PROVIDED DATA:

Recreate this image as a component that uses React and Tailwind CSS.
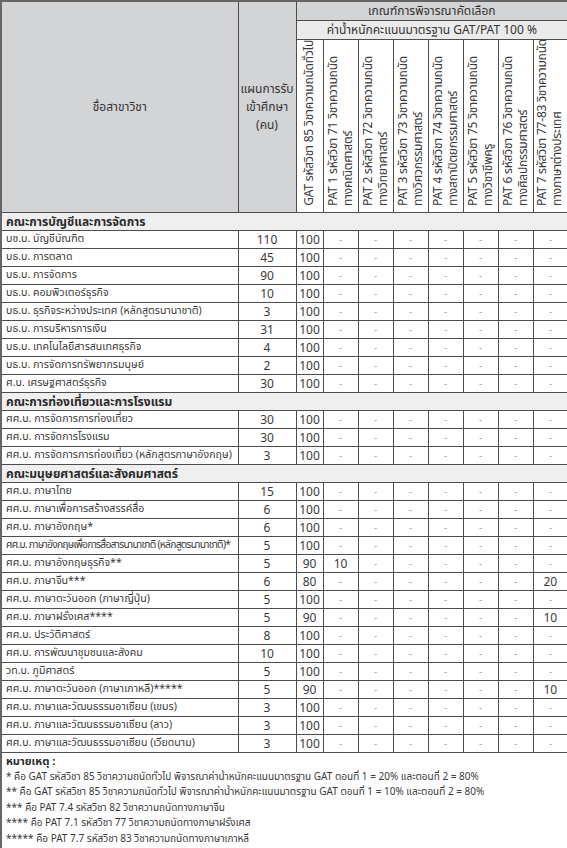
import React from "react";

const faculties = [
  {
    name: "คณะการบัญชีและการจัดการ",
    rows: [
      ["บช.บ. บัญชีบัณฑิต", 110, 100],
      ["บธ.บ. การตลาด", 45, 100],
      ["บธ.บ. การจัดการ", 90, 100],
      ["บธ.บ. คอมพิวเตอร์ธุรกิจ", 10, 100],
      ["บธ.บ. ธุรกิจระหว่างประเทศ (หลักสูตรนานาชาติ)", 3, 100],
      ["บธ.บ. การบริหารการเงิน", 31, 100],
      ["บธ.บ. เทคโนโลยีสารสนเทศธุรกิจ", 4, 100],
      ["บธ.บ. การจัดการทรัพยากรมนุษย์", 2, 100],
      ["ศ.บ. เศรษฐศาสตร์ธุรกิจ", 30, 100],
    ],
  },
  {
    name: "คณะการท่องเที่ยวและการโรงแรม",
    rows: [
      ["ศศ.บ. การจัดการการท่องเที่ยว", 30, 100],
      ["ศศ.บ. การจัดการโรงแรม", 30, 100],
      ["ศศ.บ. การจัดการการท่องเที่ยว (หลักสูตรภาษาอังกฤษ)", 3, 100],
    ],
  },
  {
    name: "คณะมนุษยศาสตร์และสังคมศาสตร์",
    rows: [
      ["ศศ.บ. ภาษาไทย", 15, 100],
      ["ศศ.บ. ภาษาเพื่อการสร้างสรรค์สื่อ", 6, 100],
      ["ศศ.บ. ภาษาอังกฤษ*", 6, 100],
      ["ศศ.บ. ภาษาอังกฤษเพื่อการสื่อสารนานาชาติ (หลักสูตรนานาชาติ)*", 5, 100, null, true],
      ["ศศ.บ. ภาษาอังกฤษธุรกิจ**", 5, 90, { 0: 10 }],
      ["ศศ.บ. ภาษาจีน***", 6, 80, { 6: 20 }],
      ["ศศ.บ. ภาษาตะวันออก (ภาษาญี่ปุ่น)", 5, 100],
      ["ศศ.บ. ภาษาฝรั่งเศส****", 5, 90, { 6: 10 }],
      ["ศศ.บ. ประวัติศาสตร์", 8, 100],
      ["ศศ.บ. การพัฒนาชุมชนและสังคม", 10, 100],
      ["วท.บ. ภูมิศาสตร์", 5, 100],
      ["ศศ.บ. ภาษาตะวันออก (ภาษาเกาหลี)*****", 5, 90, { 6: 10 }],
      ["ศศ.บ. ภาษาและวัฒนธรรมอาเซียน (เขมร)", 3, 100],
      ["ศศ.บ. ภาษาและวัฒนธรรมอาเซียน (ลาว)", 3, 100],
      ["ศศ.บ. ภาษาและวัฒนธรรมอาเซียน (เวียดนาม)", 3, 100],
    ],
  },
];

const pats = [
  ["PAT 1 รหัสวิชา 71 วิชาความถนัด", "ทางคณิตศาสตร์"],
  ["PAT 2 รหัสวิชา 72 วิชาความถนัด", "ทางวิทยาศาสตร์"],
  ["PAT 3 รหัสวิชา 73 วิชาความถนัด", "ทางวิศวกรรมศาสตร์"],
  ["PAT 4 รหัสวิชา 74 วิชาความถนัด", "ทางสถาปัตยกรรมศาสตร์"],
  ["PAT 5 รหัสวิชา 75 วิชาความถนัด", "ทางวิชาชีพครู"],
  ["PAT 6 รหัสวิชา 76 วิชาความถนัด", "ทางศิลปกรรมศาสตร์"],
  ["PAT 7 รหัสวิชา 77-83 วิชาความถนัด", "ทางภาษาต่างประเทศ"],
];

const notes = [
  "* คือ GAT รหัสวิชา 85 วิชาความถนัดทั่วไป พิจารณาค่าน้ำหนักคะแนนมาตรฐาน GAT ตอนที่ 1 = 20% และตอนที่ 2 = 80%",
  "** คือ GAT รหัสวิชา 85 วิชาความถนัดทั่วไป พิจารณาค่าน้ำหนักคะแนนมาตรฐาน GAT ตอนที่ 1 = 10% และตอนที่ 2 = 80%",
  "*** คือ PAT 7.4 รหัสวิชา 82 วิชาความถนัดทางภาษาจีน",
  "**** คือ PAT 7.1 รหัสวิชา 77 วิชาความถนัดทางภาษาฝรั่งเศส",
  "***** คือ PAT 7.7 รหัสวิชา 83 วิชาความถนัดทางภาษาเกาหลี",
];

const cell = "border border-[#4d4d4d] p-0";

export default function App() {
  return (
    <div
      className="w-[567px] h-[848px] bg-white text-[#3a3a3a] overflow-hidden"
      style={{ fontFamily: "Tahoma, 'Noto Sans Thai', 'Noto Sans Thai UI', 'Loma', 'Garuda', 'Noto Sans', sans-serif" }}
    >
      <table className="w-[567px] table-fixed border-collapse border-2 border-[#666] text-[12px] leading-none">
        <colgroup>
          <col className="w-[237px]" />
          <col className="w-[58px]" />
          <col className="w-[27px]" />
          <col className="w-[35px]" />
          <col className="w-[35px]" />
          <col className="w-[35px]" />
          <col className="w-[35px]" />
          <col className="w-[35px]" />
          <col className="w-[35px]" />
          <col className="w-[35px]" />
        </colgroup>
        <thead>
          <tr>
            <th rowSpan={3} className={`${cell} bg-[#d3d4d6] font-normal text-[#333]`}>
              ชื่อสาขาวิชา
            </th>
            <th rowSpan={3} className={`${cell} bg-[#d3d4d6] font-normal text-[#333] leading-[18px]`}>
              แผนการรับ
              <br />
              เข้าศึกษา
              <br />
              (คน)
            </th>
            <th colSpan={8} className={`${cell} bg-[#d3d4d6] font-normal text-[#333]`}>
              <div className="h-[18px] flex items-center justify-center overflow-hidden">เกณฑ์การพิจารณาคัดเลือก</div>
            </th>
          </tr>
          <tr>
            <th colSpan={8} className={`${cell} bg-[#ebebeb] font-normal text-[#333]`}>
              <div className="h-[18px] flex items-center justify-center overflow-hidden">
                ค่าน้ำหนักคะแนนมาตรฐาน GAT/PAT 100 %
              </div>
            </th>
          </tr>
          <tr>
            <th className={`${cell} bg-white font-normal align-bottom`}>
              <div className="h-[172px] flex justify-center items-end pb-[6px] overflow-hidden">
                <div className="[writing-mode:vertical-rl] rotate-180 whitespace-nowrap text-left leading-[15px] text-[#3a3a3a] tracking-[-0.2px]">
                  GAT รหัสวิชา 85 วิชาความถนัดทั่วไป
                </div>
              </div>
            </th>
            {pats.map((p, i) => (
              <th key={i} className={`${cell} bg-white font-normal align-bottom`}>
                <div className="h-[172px] flex justify-center items-end pb-[6px] overflow-hidden">
                  <div className="[writing-mode:vertical-rl] rotate-180 whitespace-nowrap text-left leading-[15px] text-[#3a3a3a] tracking-[-0.2px]">
                    {p[0]}
                    <br />
                    {p[1]}
                  </div>
                </div>
              </th>
            ))}
          </tr>
        </thead>
        <tbody>
          {faculties.map((f, fi) => (
            <React.Fragment key={fi}>
              <tr>
                <td colSpan={10} className={`${cell} bg-[#efefef] font-bold text-[#2a2a2a]`}>
                  <div className="h-[17px] flex items-center pl-[4px] overflow-hidden">{f.name}</div>
                </td>
              </tr>
              {f.rows.map((r, ri) => (
                <tr key={ri}>
                  <td className={cell}>
                    <div
                      className={`h-[17px] flex items-center pl-[4px] whitespace-nowrap overflow-hidden ${
                        r[4] ? "tracking-[-0.7px] text-[10.2px]" : "text-[10.6px]"
                      }`}
                    >
                      {r[0]}
                    </div>
                  </td>
                  <td className={cell}>
                    <div className="h-[17px] flex items-center justify-center">{r[1]}</div>
                  </td>
                  <td className={cell}>
                    <div className="h-[17px] flex items-center justify-center">{r[2]}</div>
                  </td>
                  {pats.map((_, pi) => {
                    const v = r[3] && r[3][pi];
                    return (
                      <td key={pi} className={cell}>
                        {v ? (
                          <div className="h-[17px] flex items-center justify-center">{v}</div>
                        ) : (
                          <div className="h-[17px] flex items-center justify-center text-[#aaa] text-[10px]">-</div>
                        )}
                      </td>
                    );
                  })}
                </tr>
              ))}
            </React.Fragment>
          ))}
          <tr>
            <td colSpan={10} className={`${cell} px-[4px] pt-[1px] pb-[1px] align-top`}>
              <div className="flex flex-col text-[10px] leading-[15.4px] text-[#3a3a3a]">
                <div className="font-bold text-[11px] leading-[16px] text-[#2a2a2a]">หมายเหตุ :</div>
                {notes.map((n, i) => (
                  <div key={i} className="whitespace-nowrap">
                    {n}
                  </div>
                ))}
              </div>
            </td>
          </tr>
        </tbody>
      </table>
    </div>
  );
}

STATED EXERCISE: From the first line above down to the line with "import React from", reproduce every line and no others, omitting pictures.

OUTPUT OF THE TASK:
Recreate this image as a component that uses React and Tailwind CSS.
import React from "react";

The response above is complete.